(WHAT THE TASK ASKS) Set the listing down again exactly, please, apart from its pictures.

(DATASET EXTRACT)
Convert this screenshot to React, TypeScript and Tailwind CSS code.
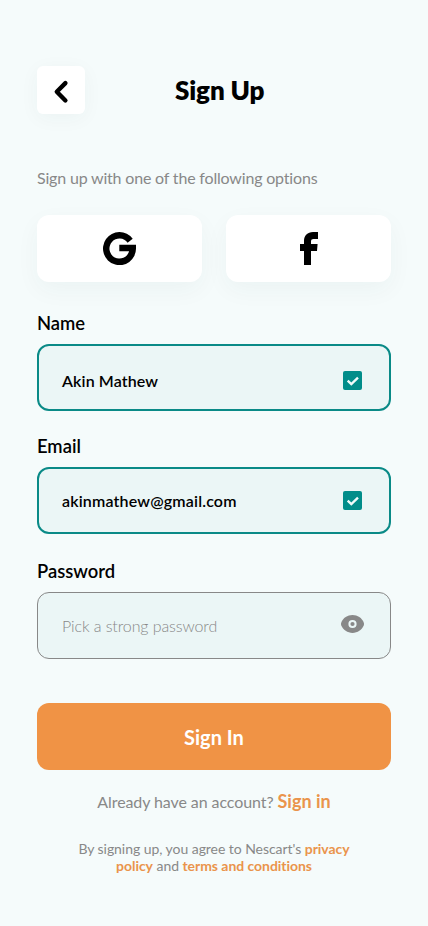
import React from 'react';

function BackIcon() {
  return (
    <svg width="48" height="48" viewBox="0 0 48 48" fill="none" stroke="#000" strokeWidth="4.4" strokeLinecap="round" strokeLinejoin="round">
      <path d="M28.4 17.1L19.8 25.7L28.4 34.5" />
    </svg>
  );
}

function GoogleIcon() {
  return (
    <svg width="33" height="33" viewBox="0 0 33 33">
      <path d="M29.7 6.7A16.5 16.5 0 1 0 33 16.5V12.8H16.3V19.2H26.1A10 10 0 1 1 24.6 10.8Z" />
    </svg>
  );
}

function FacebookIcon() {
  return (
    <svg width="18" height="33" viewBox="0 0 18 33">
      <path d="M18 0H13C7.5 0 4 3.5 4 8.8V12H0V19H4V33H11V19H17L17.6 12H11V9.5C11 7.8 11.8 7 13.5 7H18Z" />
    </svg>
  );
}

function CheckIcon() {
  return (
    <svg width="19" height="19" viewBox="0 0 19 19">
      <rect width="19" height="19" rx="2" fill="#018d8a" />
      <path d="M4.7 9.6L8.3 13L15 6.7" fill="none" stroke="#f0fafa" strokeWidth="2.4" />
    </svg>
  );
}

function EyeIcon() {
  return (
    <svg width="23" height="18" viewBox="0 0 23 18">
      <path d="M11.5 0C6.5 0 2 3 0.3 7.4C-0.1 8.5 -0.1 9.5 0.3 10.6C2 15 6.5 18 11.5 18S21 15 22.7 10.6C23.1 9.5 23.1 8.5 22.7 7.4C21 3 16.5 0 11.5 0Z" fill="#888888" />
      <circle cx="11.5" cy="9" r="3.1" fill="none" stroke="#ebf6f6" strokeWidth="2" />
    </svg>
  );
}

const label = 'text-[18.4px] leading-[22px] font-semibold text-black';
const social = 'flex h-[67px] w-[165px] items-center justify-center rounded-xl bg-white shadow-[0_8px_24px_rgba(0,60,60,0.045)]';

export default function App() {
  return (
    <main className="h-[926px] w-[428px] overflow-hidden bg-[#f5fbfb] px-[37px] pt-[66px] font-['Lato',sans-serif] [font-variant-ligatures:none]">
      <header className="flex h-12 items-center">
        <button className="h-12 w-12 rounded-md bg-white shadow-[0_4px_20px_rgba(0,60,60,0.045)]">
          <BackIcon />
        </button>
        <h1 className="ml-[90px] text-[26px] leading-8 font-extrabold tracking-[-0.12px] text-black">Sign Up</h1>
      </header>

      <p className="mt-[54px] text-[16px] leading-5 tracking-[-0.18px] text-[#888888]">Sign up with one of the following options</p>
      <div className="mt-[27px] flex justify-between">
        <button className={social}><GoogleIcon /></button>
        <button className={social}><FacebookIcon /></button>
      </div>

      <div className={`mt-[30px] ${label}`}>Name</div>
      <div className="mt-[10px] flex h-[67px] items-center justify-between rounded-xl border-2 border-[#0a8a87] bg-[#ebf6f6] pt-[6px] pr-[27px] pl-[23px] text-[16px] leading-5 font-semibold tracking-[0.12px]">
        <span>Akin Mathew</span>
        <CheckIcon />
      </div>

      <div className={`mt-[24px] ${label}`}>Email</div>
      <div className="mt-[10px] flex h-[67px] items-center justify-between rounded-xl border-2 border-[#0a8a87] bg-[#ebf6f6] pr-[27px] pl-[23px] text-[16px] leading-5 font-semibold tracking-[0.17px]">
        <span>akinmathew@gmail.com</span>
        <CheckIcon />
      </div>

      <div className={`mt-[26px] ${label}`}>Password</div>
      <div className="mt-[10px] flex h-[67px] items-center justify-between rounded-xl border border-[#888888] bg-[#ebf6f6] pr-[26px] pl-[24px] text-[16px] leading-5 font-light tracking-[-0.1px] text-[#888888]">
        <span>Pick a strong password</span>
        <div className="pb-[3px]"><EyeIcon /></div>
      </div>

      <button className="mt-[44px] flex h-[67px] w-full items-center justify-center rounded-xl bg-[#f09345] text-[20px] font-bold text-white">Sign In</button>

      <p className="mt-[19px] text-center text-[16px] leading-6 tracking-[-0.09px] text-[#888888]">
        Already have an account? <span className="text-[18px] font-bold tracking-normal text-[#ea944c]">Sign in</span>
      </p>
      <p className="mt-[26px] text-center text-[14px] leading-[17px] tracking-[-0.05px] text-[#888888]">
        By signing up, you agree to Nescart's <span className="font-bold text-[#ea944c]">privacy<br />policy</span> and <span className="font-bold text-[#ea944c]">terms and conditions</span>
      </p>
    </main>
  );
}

(CORRECT OUTPUT)
Convert this screenshot to React, TypeScript and Tailwind CSS code.
import React from 'react';

function BackIcon() {
  return (
    <svg width="48" height="48" viewBox="0 0 48 48" fill="none" stroke="#000" strokeWidth="4.4" strokeLinecap="round" strokeLinejoin="round">
      <path d="M28.4 17.1L19.8 25.7L28.4 34.5" />
    </svg>
  );
}

function GoogleIcon() {
  return (
    <svg width="33" height="33" viewBox="0 0 33 33">
      <path d="M29.7 6.7A16.5 16.5 0 1 0 33 16.5V12.8H16.3V19.2H26.1A10 10 0 1 1 24.6 10.8Z" />
    </svg>
  );
}

function FacebookIcon() {
  return (
    <svg width="18" height="33" viewBox="0 0 18 33">
      <path d="M18 0H13C7.5 0 4 3.5 4 8.8V12H0V19H4V33H11V19H17L17.6 12H11V9.5C11 7.8 11.8 7 13.5 7H18Z" />
    </svg>
  );
}

function CheckIcon() {
  return (
    <svg width="19" height="19" viewBox="0 0 19 19">
      <rect width="19" height="19" rx="2" fill="#018d8a" />
      <path d="M4.7 9.6L8.3 13L15 6.7" fill="none" stroke="#f0fafa" strokeWidth="2.4" />
    </svg>
  );
}

function EyeIcon() {
  return (
    <svg width="23" height="18" viewBox="0 0 23 18">
      <path d="M11.5 0C6.5 0 2 3 0.3 7.4C-0.1 8.5 -0.1 9.5 0.3 10.6C2 15 6.5 18 11.5 18S21 15 22.7 10.6C23.1 9.5 23.1 8.5 22.7 7.4C21 3 16.5 0 11.5 0Z" fill="#888888" />
      <circle cx="11.5" cy="9" r="3.1" fill="none" stroke="#ebf6f6" strokeWidth="2" />
    </svg>
  );
}

const label = 'text-[18.4px] leading-[22px] font-semibold text-black';
const social = 'flex h-[67px] w-[165px] items-center justify-center rounded-xl bg-white shadow-[0_8px_24px_rgba(0,60,60,0.045)]';

export default function App() {
  return (
    <main className="h-[926px] w-[428px] overflow-hidden bg-[#f5fbfb] px-[37px] pt-[66px] font-['Lato',sans-serif] [font-variant-ligatures:none]">
      <header className="flex h-12 items-center">
        <button className="h-12 w-12 rounded-md bg-white shadow-[0_4px_20px_rgba(0,60,60,0.045)]">
          <BackIcon />
        </button>
        <h1 className="ml-[90px] text-[26px] leading-8 font-extrabold tracking-[-0.12px] text-black">Sign Up</h1>
      </header>

      <p className="mt-[54px] text-[16px] leading-5 tracking-[-0.18px] text-[#888888]">Sign up with one of the following options</p>
      <div className="mt-[27px] flex justify-between">
        <button className={social}><GoogleIcon /></button>
        <button className={social}><FacebookIcon /></button>
      </div>

      <div className={`mt-[30px] ${label}`}>Name</div>
      <div className="mt-[10px] flex h-[67px] items-center justify-between rounded-xl border-2 border-[#0a8a87] bg-[#ebf6f6] pt-[6px] pr-[27px] pl-[23px] text-[16px] leading-5 font-semibold tracking-[0.12px]">
        <span>Akin Mathew</span>
        <CheckIcon />
      </div>

      <div className={`mt-[24px] ${label}`}>Email</div>
      <div className="mt-[10px] flex h-[67px] items-center justify-between rounded-xl border-2 border-[#0a8a87] bg-[#ebf6f6] pr-[27px] pl-[23px] text-[16px] leading-5 font-semibold tracking-[0.17px]">
        <span>akinmathew@gmail.com</span>
        <CheckIcon />
      </div>

      <div className={`mt-[26px] ${label}`}>Password</div>
      <div className="mt-[10px] flex h-[67px] items-center justify-between rounded-xl border border-[#888888] bg-[#ebf6f6] pr-[26px] pl-[24px] text-[16px] leading-5 font-light tracking-[-0.1px] text-[#888888]">
        <span>Pick a strong password</span>
        <div className="pb-[3px]"><EyeIcon /></div>
      </div>

      <button className="mt-[44px] flex h-[67px] w-full items-center justify-center rounded-xl bg-[#f09345] text-[20px] font-bold text-white">Sign In</button>

      <p className="mt-[19px] text-center text-[16px] leading-6 tracking-[-0.09px] text-[#888888]">
        Already have an account? <span className="text-[18px] font-bold tracking-normal text-[#ea944c]">Sign in</span>
      </p>
      <p className="mt-[26px] text-center text-[14px] leading-[17px] tracking-[-0.05px] text-[#888888]">
        By signing up, you agree to Nescart's <span className="font-bold text-[#ea944c]">privacy<br />policy</span> and <span className="font-bold text-[#ea944c]">terms and conditions</span>
      </p>
    </main>
  );
}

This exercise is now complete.